Edit mapred-site.xml

$ cp $HADOOP_HOME/etc/hadoop/mapred-site.xml.template $HADOOP_HOME/etc/hadoop/mapred-site.xml

<configuration>
<property>
<name>mapreduce.framework.name</name>
<value>yarn</value>
</property>
</configuration>

Edit yarn-site.xml

<configuration>
<property>
<name>yarn.nodemanager.aux-services</name>
<value>mapreduce_shuffle</value>
</property>
</configuration>

Now format namenode using following command, do not forget to check the storage directory.

$ hdfs namenode -format

Start NameNode daemon and DataNode daemon by using the scripts provided by hadoop, make sure you are in sbin directory of hadoop.

$ cd $HADOOP_HOME/sbin/

$ start-dfs.sh

Browse the web interface for the NameNode; by default it is available at: http://your-ip-address:50070/

Start ResourceManager daemon and NodeManager daemon:

$ start-yarn.sh

Browse the web interface for the ResourceManager; by default it is available at: http://your-ip-address:8088/

Hadoop YARN - Cluster Information — Hadoop YARN – Cluster Information

Testing Hadoop single node cluster:

Before carryiging out the upload, lets create a directory at HDFS in order to upload a files.

$ hdfs dfs -mkdir /raj

Lets upload messages file into HDFS directory called “raj”
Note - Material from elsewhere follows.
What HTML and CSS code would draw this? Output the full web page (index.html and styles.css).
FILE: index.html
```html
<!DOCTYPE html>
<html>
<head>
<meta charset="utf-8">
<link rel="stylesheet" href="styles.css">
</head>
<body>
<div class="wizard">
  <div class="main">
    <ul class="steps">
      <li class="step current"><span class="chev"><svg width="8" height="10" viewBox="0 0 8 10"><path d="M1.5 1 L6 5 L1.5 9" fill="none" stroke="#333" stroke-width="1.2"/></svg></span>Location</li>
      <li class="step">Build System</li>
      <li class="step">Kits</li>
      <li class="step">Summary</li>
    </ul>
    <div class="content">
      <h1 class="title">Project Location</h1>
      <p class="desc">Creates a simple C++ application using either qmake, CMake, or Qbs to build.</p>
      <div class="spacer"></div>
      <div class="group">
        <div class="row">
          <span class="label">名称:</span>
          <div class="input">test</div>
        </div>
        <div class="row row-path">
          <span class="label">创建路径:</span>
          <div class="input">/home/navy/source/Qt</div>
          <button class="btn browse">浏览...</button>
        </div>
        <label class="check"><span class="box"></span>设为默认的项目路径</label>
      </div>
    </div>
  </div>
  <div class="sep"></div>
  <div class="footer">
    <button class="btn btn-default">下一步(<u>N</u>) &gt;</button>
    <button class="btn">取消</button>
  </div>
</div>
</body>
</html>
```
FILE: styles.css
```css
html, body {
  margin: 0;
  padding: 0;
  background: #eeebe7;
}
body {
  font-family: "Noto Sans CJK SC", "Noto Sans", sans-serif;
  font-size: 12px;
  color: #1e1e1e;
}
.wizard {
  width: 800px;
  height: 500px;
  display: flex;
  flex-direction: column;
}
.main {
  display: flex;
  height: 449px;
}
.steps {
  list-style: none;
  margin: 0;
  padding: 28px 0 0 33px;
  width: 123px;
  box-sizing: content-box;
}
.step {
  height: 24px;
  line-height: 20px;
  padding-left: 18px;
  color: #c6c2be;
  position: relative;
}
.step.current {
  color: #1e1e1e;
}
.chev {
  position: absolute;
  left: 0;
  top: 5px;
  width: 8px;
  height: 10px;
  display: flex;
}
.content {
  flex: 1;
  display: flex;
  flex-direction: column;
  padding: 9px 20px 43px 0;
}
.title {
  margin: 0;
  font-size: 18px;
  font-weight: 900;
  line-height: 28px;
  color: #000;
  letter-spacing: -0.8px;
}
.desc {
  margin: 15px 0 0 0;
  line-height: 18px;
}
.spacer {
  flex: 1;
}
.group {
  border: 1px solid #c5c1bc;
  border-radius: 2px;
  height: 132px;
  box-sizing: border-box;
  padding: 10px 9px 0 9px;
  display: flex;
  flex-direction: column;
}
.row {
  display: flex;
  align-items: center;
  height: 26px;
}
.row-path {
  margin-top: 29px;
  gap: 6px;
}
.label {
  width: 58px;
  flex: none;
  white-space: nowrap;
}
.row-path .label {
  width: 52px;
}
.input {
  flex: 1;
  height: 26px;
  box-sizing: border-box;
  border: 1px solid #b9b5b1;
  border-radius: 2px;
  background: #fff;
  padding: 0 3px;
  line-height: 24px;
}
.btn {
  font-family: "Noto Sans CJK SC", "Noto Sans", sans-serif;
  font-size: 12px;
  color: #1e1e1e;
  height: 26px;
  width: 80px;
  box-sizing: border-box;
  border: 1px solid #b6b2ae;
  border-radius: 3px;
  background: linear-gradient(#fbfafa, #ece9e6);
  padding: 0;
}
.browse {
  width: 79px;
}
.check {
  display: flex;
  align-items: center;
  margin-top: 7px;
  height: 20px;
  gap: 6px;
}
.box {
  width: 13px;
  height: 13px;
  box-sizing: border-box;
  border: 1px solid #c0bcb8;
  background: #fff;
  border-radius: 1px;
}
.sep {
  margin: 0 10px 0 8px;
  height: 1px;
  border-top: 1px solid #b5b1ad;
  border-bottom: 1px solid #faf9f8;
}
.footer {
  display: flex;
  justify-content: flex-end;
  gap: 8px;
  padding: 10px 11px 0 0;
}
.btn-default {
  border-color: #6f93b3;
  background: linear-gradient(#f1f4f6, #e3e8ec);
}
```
$ hdfs dfs -put /var/log/messages /raj

Uploaded files can be viewed by visiting the following url. http://your-ip-address:50070/explorer.html#/raj

Hadoop Directory browsing

Copy the files from HDFS to your local file systems.

$ hdfs dfs -get /raj /tmp/

You can delete the files and directories using the following commands.

hdfs dfs -rm  /raj/messages
hdfs dfs -r -f /raj

That’s All!, you have successfully configured single node hadoop cluster.